WHAT IS BEING ASKED:
Read through the data and report every line in which the word "React" occurs.

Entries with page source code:

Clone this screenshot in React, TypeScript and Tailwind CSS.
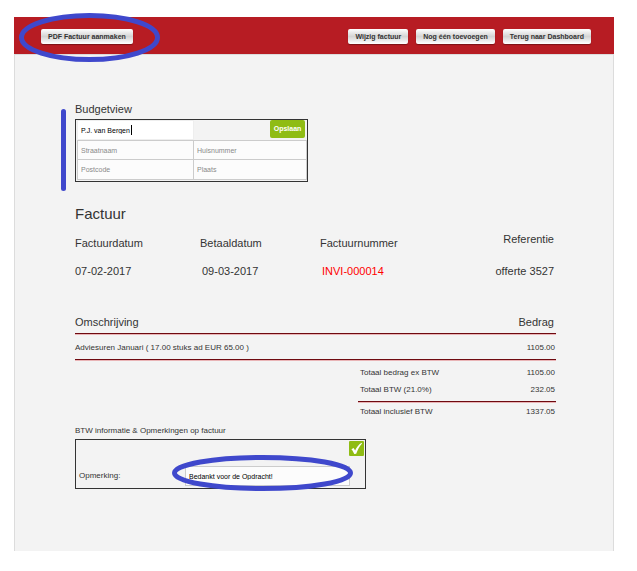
import React from "react";

const barButton =
  "h-[15px] rounded-[2px] bg-linear-to-b from-white via-[#d4d4d4] to-white px-[7px] text-[7px] leading-[15px] font-bold whitespace-nowrap text-[#333] shadow-[0_1px_1px_#7a1216]";
const addressField =
  "block h-full w-full border border-[#ccc] bg-[#fcfcfc] px-[3px] text-[7px] text-black outline-none placeholder:text-[#8a8a8a]";
const rule = "border-b border-[#6e0a10] shadow-[0_1px_0_#e9b4b6]";

function Ring({ className, width, height }: { className: string; width: number; height: number }) {
  return (
    <svg
      className={`pointer-events-none absolute ${className}`}
      width={width}
      height={height}
      viewBox={`0 0 ${width} ${height}`}
      fill="none"
      aria-hidden="true"
    >
      <ellipse
        cx={width / 2}
        cy={height / 2}
        rx={width / 2 - 2.5}
        ry={height / 2 - 2.5}
        stroke="#3f48cc"
        strokeWidth="5"
      />
    </svg>
  );
}

function Toolbar() {
  return (
    <header className="flex h-[37px] items-center justify-between bg-[#b71c23] pt-[2px] pr-[23px] pl-[27px]">
      <div className="relative flex">
        <button type="button" className={barButton}>
          PDF Factuur aanmaken
        </button>
        <Ring className="top-[-16px] left-[-22px] max-w-none" width={141} height={49} />
      </div>
      <div className="flex gap-2">
        <button type="button" className={barButton}>Wijzig factuur</button>
        <button type="button" className={barButton}>Nog één toevoegen</button>
        <button type="button" className={barButton}>Terug naar Dashboard</button>
      </div>
    </header>
  );
}

function AddressForm() {
  return (
    <section className="relative w-[233px]">
      <h2 className="mb-[2px] text-[11px] leading-4">Budgetview</h2>
      <form className="border border-[#333] pb-px pl-px">
        <div className="flex h-5 items-start justify-between">
          <div className="relative h-full w-[117px]">
            <input
              aria-label="Naam"
              defaultValue="P.J. van Bergen"
              className="block h-full w-full border border-[#eee] bg-white px-[3px] text-[7px] text-black outline-none"
            />
            <span className="absolute top-[5px] left-[54px] h-[10px] w-px bg-black" />
          </div>
          <button
            type="button"
            className="mr-[2px] h-[18px] w-[35px] rounded-[2px] bg-[#8fbc14] text-[7px] font-bold text-white"
          >
            Opslaan
          </button>
        </div>
        <div className="grid grid-cols-[117px_1fr] grid-rows-[20px_20px]">
          <input aria-label="Straatnaam" placeholder="Straatnaam" className={addressField} />
          <input aria-label="Huisnummer" placeholder="Huisnummer" className={`${addressField} border-l-0`} />
          <input aria-label="Postcode" placeholder="Postcode" className={`${addressField} border-t-0`} />
          <input aria-label="Plaats" placeholder="Plaats" className={`${addressField} border-t-0 border-l-0`} />
        </div>
      </form>
      <div className="absolute top-[8px] left-[-14px] h-[82px] w-[5px] rounded-full bg-[#3f48cc]" />
    </section>
  );
}

function InvoiceDetails() {
  return (
    <section className="mt-[22px]">
      <h1 className="mb-[7px] text-[15px] leading-5">Factuur</h1>
      <table className="w-full table-fixed text-left text-[11px] leading-4">
        <thead>
          <tr className="h-5">
            <th className="w-[125px] align-bottom font-normal">Factuurdatum</th>
            <th className="w-[120px] align-bottom font-normal">Betaaldatum</th>
            <th className="align-bottom font-normal">Factuurnummer</th>
            <th className="pr-[2px] text-right align-top font-normal">Referentie</th>
          </tr>
        </thead>
        <tbody>
          <tr>
            <td className="pt-3">07-02-2017</td>
            <td className="pt-3 pl-[2px]">09-03-2017</td>
            <td className="pt-3 pl-[2px] text-[#f00]">INVI-000014</td>
            <td className="pt-3 pr-[2px] text-right">offerte 3527</td>
          </tr>
        </tbody>
      </table>
    </section>
  );
}

function InvoiceLines() {
  return (
    <table className="mt-[35px] w-full table-fixed border-separate border-spacing-0 text-left text-[8px] leading-[17px]">
      <colgroup>
        <col className="w-[283px]" />
        <col />
        <col className="w-[60px]" />
      </colgroup>
      <thead>
        <tr className="text-[11px] leading-4">
          <th colSpan={2} className={`pb-[3px] font-normal ${rule}`}>Omschrijving</th>
          <th className={`pr-[2px] pb-[3px] text-right font-normal ${rule}`}>Bedrag</th>
        </tr>
      </thead>
      <tbody>
        <tr className="h-[26px]">
          <td colSpan={2} className={`pt-px ${rule}`}>Adviesuren Januari ( 17.00 stuks ad EUR 65.00 )</td>
          <td className={`pt-px pr-px text-right ${rule}`}>1105.00</td>
        </tr>
      </tbody>
      <tfoot>
        <tr>
          <td />
          <td className="pt-1 pl-[2px]">Totaal bedrag ex BTW</td>
          <td className="pt-1 pr-px text-right">1105.00</td>
        </tr>
        <tr>
          <td />
          <td className={`pb-[3px] pl-[2px] ${rule}`}>Totaal BTW (21.0%)</td>
          <td className={`pr-px pb-[3px] text-right ${rule}`}>232.05</td>
        </tr>
        <tr>
          <td />
          <td className="pt-px pl-[2px]">Totaal inclusief BTW</td>
          <td className="pt-px pr-px text-right">1337.05</td>
        </tr>
      </tfoot>
    </table>
  );
}

function Remarks() {
  return (
    <section className="mt-[3px] w-[291px] text-[8px]">
      <h2 className="leading-4">BTW informatie &amp; Opmerkingen op factuur</h2>
      <form className="border border-[#333] pb-[2px]">
        <div className="flex justify-end pt-px pr-px">
          <button
            type="button"
            aria-label="Opslaan"
            className="flex size-[15px] items-center justify-center rounded-[1px] bg-[#8fbc14]"
          >
            <svg width="15" height="15" viewBox="0 0 15 15" aria-hidden="true">
              <path d="M2.4 8.2 4.6 6.9 6.1 9.6C7.6 6.4 9.5 3.8 12.6 1.8L13 2.4C10.4 5.2 8.6 8.6 7.2 12.8L5.2 13C4.5 11 3.6 9.6 2.4 8.2Z" fill="#fff" />
            </svg>
          </button>
        </div>
        <div className="mt-[10px] flex h-5 items-center pr-[15px] pl-[3px]">
          <label htmlFor="opmerking" className="w-[106px]">Opmerking:</label>
          <div className="relative h-full flex-1">
            <input
              id="opmerking"
              defaultValue="Bedankt voor de Opdracht!"
              className="block h-full w-full border border-[#ccc] bg-[#fcfcfc] px-[3px] text-[7px] text-black outline-none"
            />
            <Ring className="top-[-11px] left-[-13px] max-w-none" width={181} height={36} />
          </div>
        </div>
      </form>
    </section>
  );
}

export default function App() {
  return (
    <div className="bg-white pt-[17px] pr-[23px] pb-5 pl-[14px] font-['Liberation_Sans',Arial,sans-serif] text-[#333]">
      <Toolbar />
      <main className="border border-b-0 border-[#dcdcdc] bg-[#f3f3f3] pt-[46px] pr-[57px] pb-[62px] pl-[60px]">
        <AddressForm />
        <InvoiceDetails />
        <InvoiceLines />
        <Remarks />
      </main>
    </div>
  );
}
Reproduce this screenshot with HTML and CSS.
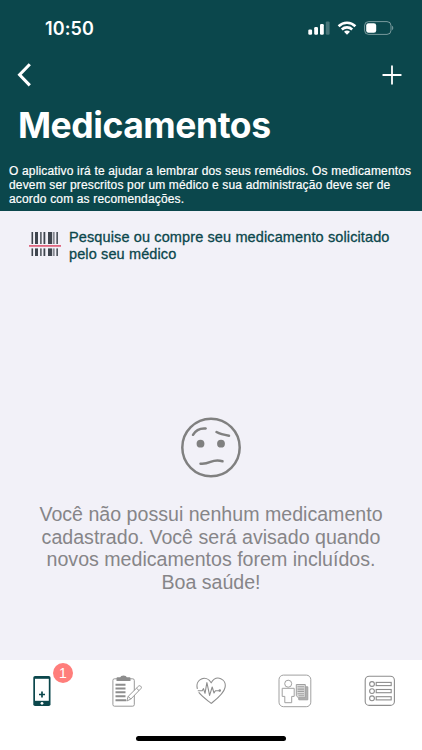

SOLUTION FOR THIS TASK:
Clone this screenshot in React, TypeScript and Tailwind CSS.
import React from "react";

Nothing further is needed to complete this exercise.